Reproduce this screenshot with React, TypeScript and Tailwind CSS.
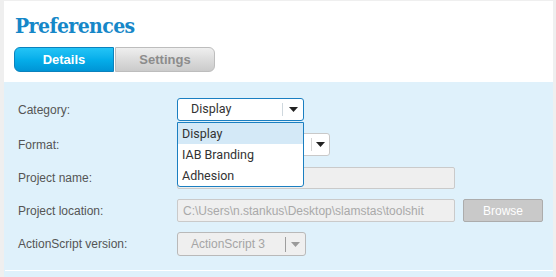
import React from 'react';

const Caret = ({ color = '#222' }: { color?: string }) => (
  <svg width="9" height="5" viewBox="0 0 9 5">
    <path d="M0 0h9L4.5 5z" fill={color} />
  </svg>
);

const labelCls = 'w-[159px] shrink-0 text-[12px] text-[#555] font-["Liberation_Sans",Arial,sans-serif]';

export default function App() {
  const categories = ['Display', 'IAB Branding', 'Adhesion'];

  return (
    <div className="w-[556px] h-[277px] bg-[#efefef] pl-[4px] pr-[3px] pt-[1px] overflow-hidden">
      {/* Header */}
      <div className="bg-white h-[81px] pl-[10px] pt-[12px]">
        <h1 className='text-[21px] leading-[26px] font-bold text-[#1687c8] tracking-[-0.6px] font-["DejaVu_Serif_Condensed","DejaVu_Serif",serif] pl-[1px]'>
          Preferences
        </h1>
        <div className='flex mt-[8px] font-["Liberation_Sans",Arial,sans-serif] text-[13px] font-bold'>
          <button className="w-[100px] h-[25px] rounded-l-[6px] border border-[#0b82bd] bg-gradient-to-b from-[#22c4f6] via-[#05aeea] to-[#0095d6] text-white">
            Details
          </button>
          <button className="w-[100px] h-[25px] ml-[1px] rounded-r-[6px] border border-[#bdbdbd] bg-gradient-to-b from-[#efefef] via-[#dcdcdc] to-[#cbcbcb] text-[#8c8c8c]">
            Settings
          </button>
        </div>
      </div>

      {/* Panel */}
      <div className="bg-[#dff1fb] h-[195px] pl-[14px] pt-[16px] flex flex-col">
        <div className="flex items-center h-[23px]">
          <span className={labelCls}>Category:</span>
          <div className="relative">
            <div className='w-[127px] h-[23px] bg-white border border-[#1b7fc1] rounded-[3px] flex items-center font-["Roboto",sans-serif] text-[12.5px] text-[#333]'>
              <span className="flex-1 pl-[13px]">Display</span>
              <span className="w-px h-[13px] bg-[#cfd8de]" />
              <span className="w-[20px] flex justify-center"><Caret /></span>
            </div>
            {/* Open list */}
            <div className='absolute left-0 top-[24px] z-10 w-[127px] bg-white border border-[#1b7fc1] rounded-b-[3px] font-["Roboto",sans-serif] text-[12.5px] text-[#333] overflow-hidden'>
              {categories.map((c, i) => (
                <div
                  key={c}
                  className={`h-[21px] leading-[21px] pl-[4px] ${i === 0 ? 'bg-[#d4e9f7]' : ''}`}
                >
                  {c}
                </div>
              ))}
            </div>
          </div>
        </div>

        <div className="flex items-center h-[23px] mt-[12px]">
          <span className={labelCls}>Format:</span>
          <div className="w-[153px] h-[23px] bg-white border border-[#c9c9c9] rounded-[3px] flex items-center">
            <span className="flex-1" />
            <span className="w-px h-[13px] bg-[#d5d5d5]" />
            <span className="w-[17px] flex justify-center"><Caret /></span>
          </div>
        </div>

        <div className="flex items-center h-[22px] mt-[11px]">
          <span className={labelCls}>Project name:</span>
          <div className="w-[278px] h-[22px] bg-[#efefef] border border-[#cacaca] rounded-[2px]" />
        </div>

        <div className="flex items-center h-[23px] mt-[10px]">
          <span className={labelCls}>Project location:</span>
          <div className='w-[278px] h-[23px] bg-[#efefef] border border-[#cacaca] rounded-[2px] flex items-center pl-[5px] text-[12px] text-[#a9a9a9] font-["Liberation_Sans",Arial,sans-serif]'>
            C:\Users\n.stankus\Desktop\slamstas\toolshit
          </div>
          <button className='ml-[8px] w-[80px] h-[23px] bg-[#c9c9c9] border border-[#acacac] rounded-[2px] text-white text-[12px] font-["Liberation_Sans",Arial,sans-serif]'>
            Browse
          </button>
        </div>

        <div className="flex items-center h-[24px] mt-[10px]">
          <span className={labelCls}>ActionScript version:</span>
          <div className='w-[129px] h-[24px] bg-[#efefef] border border-[#b9b9b9] rounded-[3px] flex items-center font-["Liberation_Sans",Arial,sans-serif] text-[12px] text-[#a5a5a5]'>
            <span className="flex-1 pl-[13px]">ActionScript 3</span>
            <span className="w-px h-[15px] bg-[#9e9e9e]" />
            <span className="w-[19px] flex justify-center"><Caret color="#9a9a9a" /></span>
          </div>
        </div>

        <div className="mt-auto mb-[6px] ml-[-13px] h-[1px] bg-white" />
      </div>
    </div>
  );
}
***
- _WHAT YOU WILL DO_
Begin at the first line of the material and copy each line exactly through the one containing "const categories = ['Display', 'IAB". Omit pictures.

- _RESULT FOR THIS TASK_
Reproduce this screenshot with React, TypeScript and Tailwind CSS.
import React from 'react';

const Caret = ({ color = '#222' }: { color?: string }) => (
  <svg width="9" height="5" viewBox="0 0 9 5">
    <path d="M0 0h9L4.5 5z" fill={color} />
  </svg>
);

const labelCls = 'w-[159px] shrink-0 text-[12px] text-[#555] font-["Liberation_Sans",Arial,sans-serif]';

export default function App() {
  const categories = ['Display', 'IAB Branding', 'Adhesion'];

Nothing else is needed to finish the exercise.